In talking to students, I never fail to have
them point out how much more
they like law school than they like their
undergraduate education.
Primarily because they felt that they were
participants, that they were called upon in
class, they had the opportunity to express
their ideas, to have opinions, and to deal with
a new and exciting discipline in an interesting
and challenging way.
So the first year of law school looks much
the same except the material has changed
radically. There's still property, contracts,
torts, procedure, criminal law, not only at
Illinois, but nearly every place, but of course
there have been real revolutions in these
areas. In my own field, for example, the law
of landlord tenant has reversed itself almost
180 degrees since I've first started teaching
in that area.
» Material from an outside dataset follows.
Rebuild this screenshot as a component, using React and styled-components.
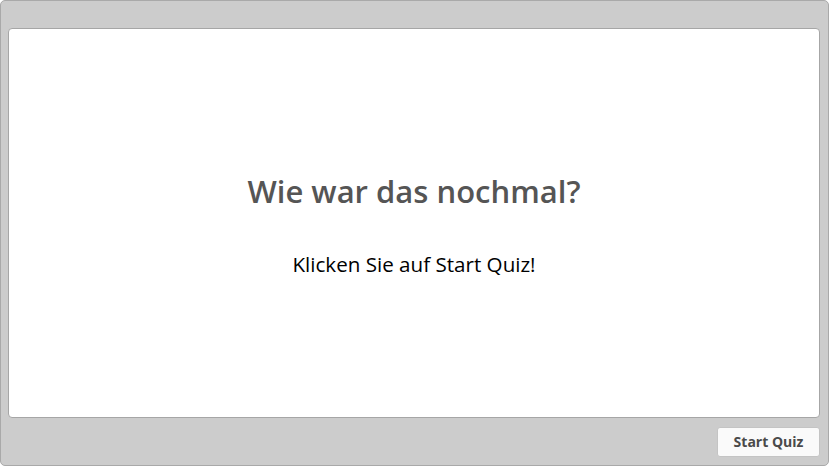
import React from "react";
import styled, { createGlobalStyle } from "styled-components";

const Global = createGlobalStyle`
  html, body { margin: 0; padding: 0; background: #ffffff; }
  body { font-family: "Open Sans", "Noto Sans", sans-serif; }
`;

const Frame = styled.div`
  box-sizing: border-box;
  width: 829px;
  height: 466px;
  background: #cccccc;
  border: 1px solid #a9a9a9;
  border-radius: 5px;
  padding: 27px 8px 0 7px;
  display: flex;
  flex-direction: column;
`;

const Panel = styled.div`
  box-sizing: border-box;
  height: 390px;
  background: #ffffff;
  border: 1px solid #a6a6a6;
  border-radius: 4px;
  display: flex;
  flex-direction: column;
  align-items: center;
  padding-top: 142px;
`;

const Title = styled.h1`
  margin: 0;
  font-size: 31px;
  font-weight: 600;
  color: #555555;
  line-height: 40px;
`;

const Subtitle = styled.p`
  margin: 40px 0 0;
  font-size: 20.6px;
  font-weight: 400;
  color: #000000;
  line-height: 27px;
`;

const Footer = styled.div`
  display: flex;
  justify-content: flex-end;
  padding-top: 9px;
`;

const Button = styled.button`
  box-sizing: border-box;
  width: 103px;
  height: 30px;
  background: #fafafa;
  border: 1px solid #c4c4c4;
  border-radius: 3px;
  font-family: "Open Sans", "Noto Sans", sans-serif;
  font-size: 14px;
  font-weight: 700;
  color: #4a4a4a;
  padding: 0 0 2px;
  cursor: pointer;
`;

export default function App() {
  return (
    <>
      <Global />
      <Frame>
        <Panel>
          <Title>Wie war das nochmal?</Title>
          <Subtitle>Klicken Sie auf Start Quiz!</Subtitle>
        </Panel>
        <Footer>
          <Button>Start Quiz</Button>
        </Footer>
      </Frame>
    </>
  );
}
The whole area of land use:
planning, zoning, subdivision control, limited
domain, environmental law - these areas
didn't even exist at least in the law school
curriculum at the time when I started to teach.
So there's been a lot of change of subject
matter and of course even the old doctrines
have been modified.
Beyond the first year however, we have
used a lot of new techniques, and used them
much more extensively: problem courses,
seminar courses, practice courses, simulated
courses in which we deal with real problems
in a simulated fashion, trial advocacy programs.
We've made a real effort to keep the law
school responsible to the changing needs of
the law itself. We have not always succeeded,
and to some extent, it is still true as it was in
your day — the first year you scare them to
death, second year you work them to death,
and third year you bore them to death.
I think we're doing better then we once did,
but we still have a ways to go to be sure that
we are being true to the very high quality of
students that now enroll at the College of Law.